Keeping my house spotless used to be a priority. My mother raised me to be a perfectionist when it came to a sparkling home. My parents ran their own business, so it was my weekly responsibility to clean the house from top to bottom, and if I dusted on Friday and we expected company the following day, I had to dust on Saturday morning all over again. 

I appreciate living in a dirt-free environment—it helps make me feel like I have control over a small part of my world.

There have been times—and I’m ashamed to admit it—when I’ve gone into other homes and been awestruck at the dust accumulated. How could those people ignore it?

Lesson learned. Be careful of judging others … it may come back to haunt you.  Oh, yes … I’ve become one of those people!
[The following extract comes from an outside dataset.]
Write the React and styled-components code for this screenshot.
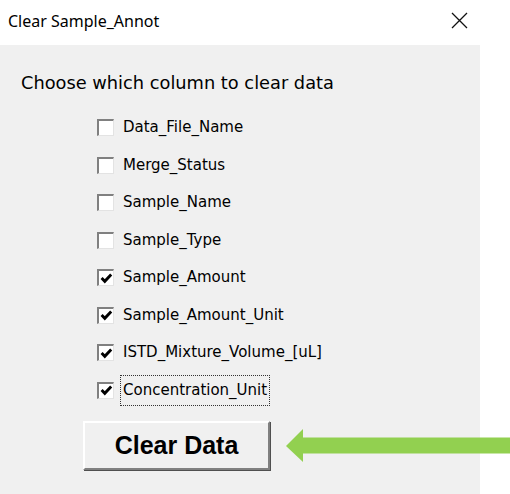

Now thick layers of dust in my own home mock me. So, during the day, I stay in my office where a blonde desk and shelves camouflage unwanted particles. I remove my reading glasses and move into rooms with darker surfaces in the evening when the lighting is turned down low. Time spent there while the suns bright rays spotlight the white carpet covering the furniture and glass tables is taking a risk at escalating my blood pressure.

I’m trying to learn to be okay with not having a perfect house at all times, because there are seasons when we need to shift priorities in order to follow our dreams or do that thing that gives us purpose. 
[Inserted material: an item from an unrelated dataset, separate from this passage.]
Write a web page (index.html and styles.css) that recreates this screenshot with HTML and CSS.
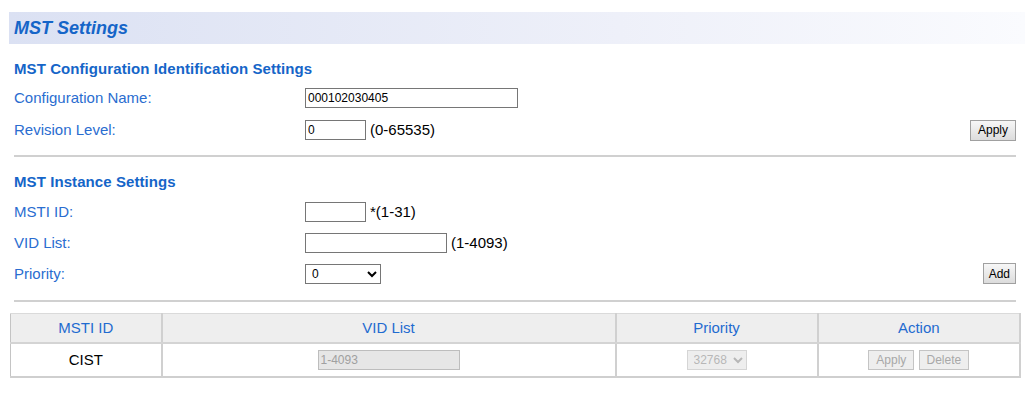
FILE: index.html
```html
<!DOCTYPE html>
<html lang="en">
<head>
  <meta charset="UTF-8">
  <title>MST Settings</title>
  <link rel="stylesheet" href="styles.css">
</head>
<body>
  <div class="page">
    <div class="title-bar">
      <h1>MST Settings</h1>
    </div>

    <div class="content">
      <h2>MST Configuration Identification Settings</h2>
      <div class="row">
        <label class="label">Configuration Name:</label>
        <div class="field"><input type="text" class="w-name" value="000102030405"></div>
      </div>
      <div class="row">
        <label class="label">Revision Level:</label>
        <div class="field"><input type="text" class="w-short" value="0"><span class="hint">(0-65535)</span></div>
        <button class="btn">Apply</button>
      </div>

      <hr class="divider">

      <h2>MST Instance Settings</h2>
      <div class="row row-tight">
        <label class="label">MSTI ID:</label>
        <div class="field"><input type="text" class="w-short" value=""><span class="hint">*(1-31)</span></div>
      </div>
      <div class="row row-tight">
        <label class="label">VID List:</label>
        <div class="field"><input type="text" class="w-vid" value=""><span class="hint">(1-4093)</span></div>
      </div>
      <div class="row row-tight">
        <label class="label">Priority:</label>
        <div class="field">
          <select class="w-prio">
            <option>0</option>
            <option>4096</option>
            <option>8192</option>
          </select>
        </div>
        <button class="btn btn-add">Add</button>
      </div>

      <hr class="divider divider-last">
    </div>

    <table class="msti-table">
      <thead>
        <tr>
          <th class="col-id">MSTI ID</th>
          <th class="col-vid">VID List</th>
          <th class="col-prio">Priority</th>
          <th class="col-act">Action</th>
        </tr>
      </thead>
      <tbody>
        <tr>
          <td>CIST</td>
          <td><input type="text" class="w-vid cell-input" value="1-4093" disabled></td>
          <td>
            <select class="cell-select" disabled>
              <option>32768</option>
            </select>
          </td>
          <td>
            <button class="btn btn-small" disabled>Apply</button>
            <button class="btn btn-small" disabled>Delete</button>
          </td>
        </tr>
      </tbody>
    </table>
  </div>
</body>
</html>
```

FILE: styles.css
```css
* {
  box-sizing: border-box;
}

body {
  margin: 0;
  background: #fff;
  font-family: "Liberation Sans", Arial, sans-serif;
  font-size: 15px;
  color: #000;
}

.page {
  padding: 12px 9px 0 9px;
}

.title-bar {
  height: 32px;
  margin-right: -4px;
  padding-left: 5px;
  background: linear-gradient(to right, #dbe1f3, #eef0f9 60%, #fafbfe);
}

h1 {
  margin: 0;
  font-size: 18px;
  line-height: 32px;
  font-weight: bold;
  font-style: italic;
  color: #1565c8;
}

.content {
  padding: 0 5px;
}

h2 {
  margin: 16px 0 0 0;
  font-size: 15px;
  line-height: 18px;
  font-weight: bold;
  letter-spacing: 0.08px;
  color: #1565c8;
}

.row {
  display: flex;
  align-items: center;
  height: 32px;
}

.row:first-of-type {
  margin-top: 4px;
}

.row-tight {
  height: 31px;
}

h2 + .row-tight {
  margin-top: 5px;
}

.label {
  width: 291px;
  flex-shrink: 0;
  color: #2a6dd0;
  line-height: 18px;
}

.field {
  display: flex;
  align-items: center;
}

.hint {
  margin-left: 4px;
  line-height: 18px;
}

input[type="text"] {
  height: 20px;
  padding: 0 2px;
  border: 1px solid #767676;
  border-radius: 0;
  font-family: "Liberation Sans", Arial, sans-serif;
  font-size: 12px;
  color: #000;
  background: #fff;
  outline: none;
}

.w-name {
  width: 213px;
}

.w-short {
  width: 61px;
}

.w-vid {
  width: 142px;
}

select {
  height: 20px;
  border: 1px solid #767676;
  border-radius: 0;
  background: #fff;
  font-family: "Liberation Sans", Arial, sans-serif;
  font-size: 12px;
  color: #000;
  padding: 0 2px;
}

.w-prio {
  width: 76px;
}

.btn {
  margin-left: auto;
  height: 21px;
  padding: 0 7px;
  border: 1px solid #a0a0a0;
  border-radius: 0;
  background: linear-gradient(#f7f7f7, #dcdcdc);
  font-family: "Liberation Sans", Arial, sans-serif;
  font-size: 12px;
  color: #000;
}

.btn-add {
  padding: 0 5px;
}

.divider {
  margin: 9px 0 0 0;
  height: 2px;
  border: none;
  background: #d0d0d0;
}

.divider-last {
  margin-top: 11px;
}

.msti-table {
  width: 1011px;
  margin: 11px 0 0 1px;
  border-collapse: collapse;
  table-layout: fixed;
  border-left: 1px solid #c4c4c4;
  border-top: 1px solid #dadada;
  border-right: 2px solid #cfcfcf;
  border-bottom: 2px solid #cfcfcf;
}

.msti-table th {
  height: 29px;
  background: #eeeeee;
  font-weight: normal;
  color: #1f6bd0;
  text-align: center;
  border-right: 2px solid #d0d0d0;
  border-bottom: 2px solid #d4d4d4;
}

.msti-table td {
  height: 34px;
  text-align: center;
  border-right: 2px solid #d0d0d0;
}

.col-id {
  width: 151px;
}

.col-vid {
  width: 454px;
}

.col-prio {
  width: 202px;
}

.cell-input[disabled] {
  border-color: #bdbdbd;
  background: #e6e6e6;
  color: #a0a0a0;
}

.cell-select {
  width: 60px;
  border-color: #c4c4c4;
  background: #e8e8e8;
  color: #999;
}

.btn-small {
  margin: 0;
  height: 20px;
  padding: 0 7px;
}

.btn-small[disabled] {
  border-color: #c4c4c4;
  background: #eeeeee;
  color: #a8a8a8;
}
```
And sometimes … we just need to give ourselves a little grace.

Instead of embracing the dust cloth, my time has been spent on other things—accommodating my editing clients’ needs, meeting deadlines on my own writing projects, and even more important—time with family and friends. I stay one day a week with my grandson while my daughter and her husband are at work. That time with him is one of the most precious things in my life right now. It’s also far more life-giving to keep friendships healthy than to sit alone next to shiny, nonliving objects.

Next week, I’m traveling out of state to help give a baby shower for one of my other daughters. It’s her first child, and I’ll be returning the following month to help when our new granddaughter arrives. Who would choose a clean house over that?

But between trips, I’ll renew my relationship with the dust rag, and I’ll dig in and once again enjoy seeing my reflection in the woodwork. At least for a day …


If you’re struggling with not being able to “do it all,” how might you give yourself a little grace?